このように、「世界寺子屋運動」は性別や宗教など関係なくだれもが教育を受け、貧困のサイクルを断ち切れるよう、1989年から活動を続けています。
参照元:世界寺子屋運動|ユネスコ
②ワールド・ビジョン・ジャパン「チャイルド・スポンサーシップ」
ワールド・ビジョンは、識字率向上のために「チャイルド・スポンサーシップ」を軸とする支援プログラムを実施。
どのような状況においても、子どもたちが教育を受けられる環境づくりを目指しています。
チャイルド・スポンサーシップとは、月々4,500円、1日あたり150円を寄付する継続支援です。
支援金は子どもを取り巻く環境を改善するための長期的な支援に活用されます。
識字率を上げる具体例としては、以下のようなものがあります。
・教室の数の増加
・教材、机や椅子など必要な備品の支援
・女性用トイレを学校に設置
・読み書きの補修の実施
・教員向けの研修を行う
このように、子どもたちが健やかに成長できるような環境づくりに努めています。
参照元:ワールド・ビジョン・ジャパン
③ユニセフ「募金活動」
ユニセフは、すべての子どもの命と権利を守るために募金活動を行っています。
支援活動は、教育だけではなく、医療や衛生、暴力からの保護など幅広いです。
個人の募金でも、必要な支援物資を調達できます。
・357円分:えんぴつ10本とノート10冊
・378円分:縄跳びの縄10本
・769円分:バレーボール1ことバレーボールネット1枚
・1168円分:8色入りクレヨン10セットとスケッチブック10冊
これらの支援は、約190の国と地域に住む子どもへ届けられています。
識字率を上げるために私たちができること
識字率とは、国あるいは地域における文字の読み書きができる人の割合をあらわしたもの。
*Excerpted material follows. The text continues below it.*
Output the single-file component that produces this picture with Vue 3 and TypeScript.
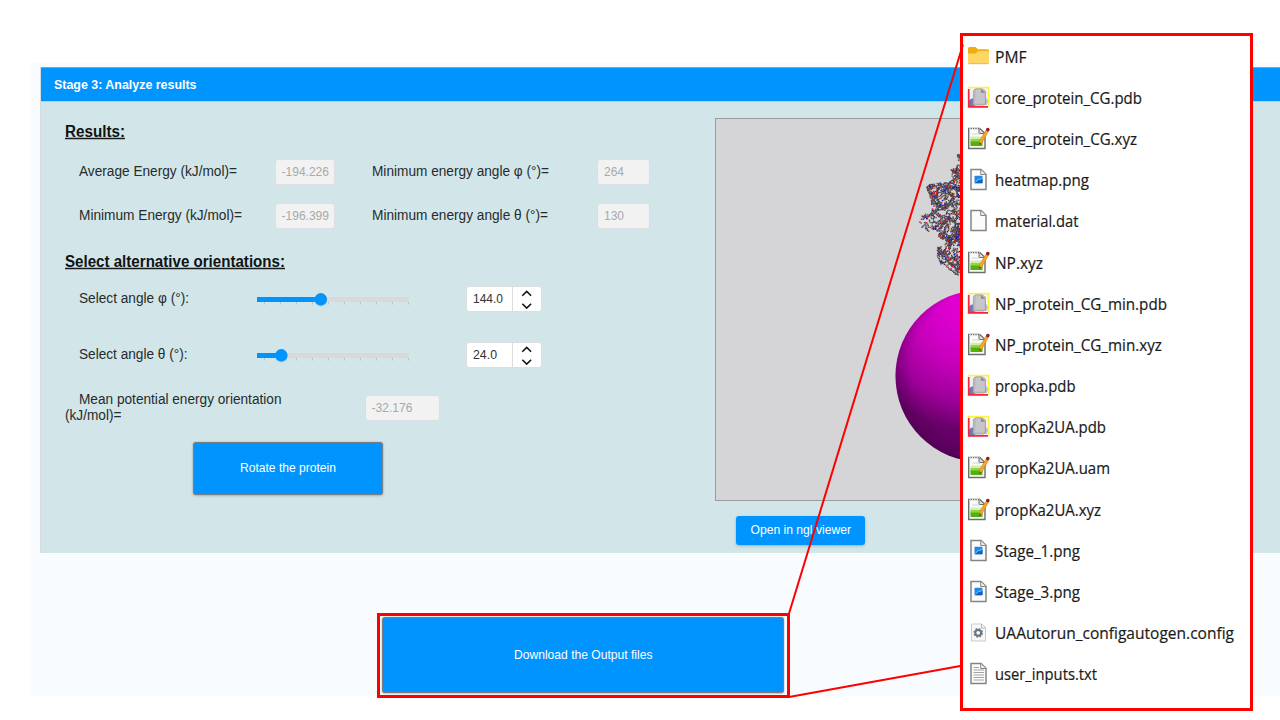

残念ながら、国や地域によっては半分以上の人が読み書きができないのが現状です。
目の前の情報を理解できなければ、就職が難しくなったり、危険な目に遭いやすくなったりと、自力で生活をよりよくすることは非常に困難といえます。
負のループから抜け出すためには、識字率を上げる支援が欠かせません。
私たちが直接何かを教えることはできませんが、募金や寄付などで支援することは可能です。
SDGsの目標「4.質の高い教育をみんなに」の達成を目指すための価値あるアクションといえるのではないでしょう。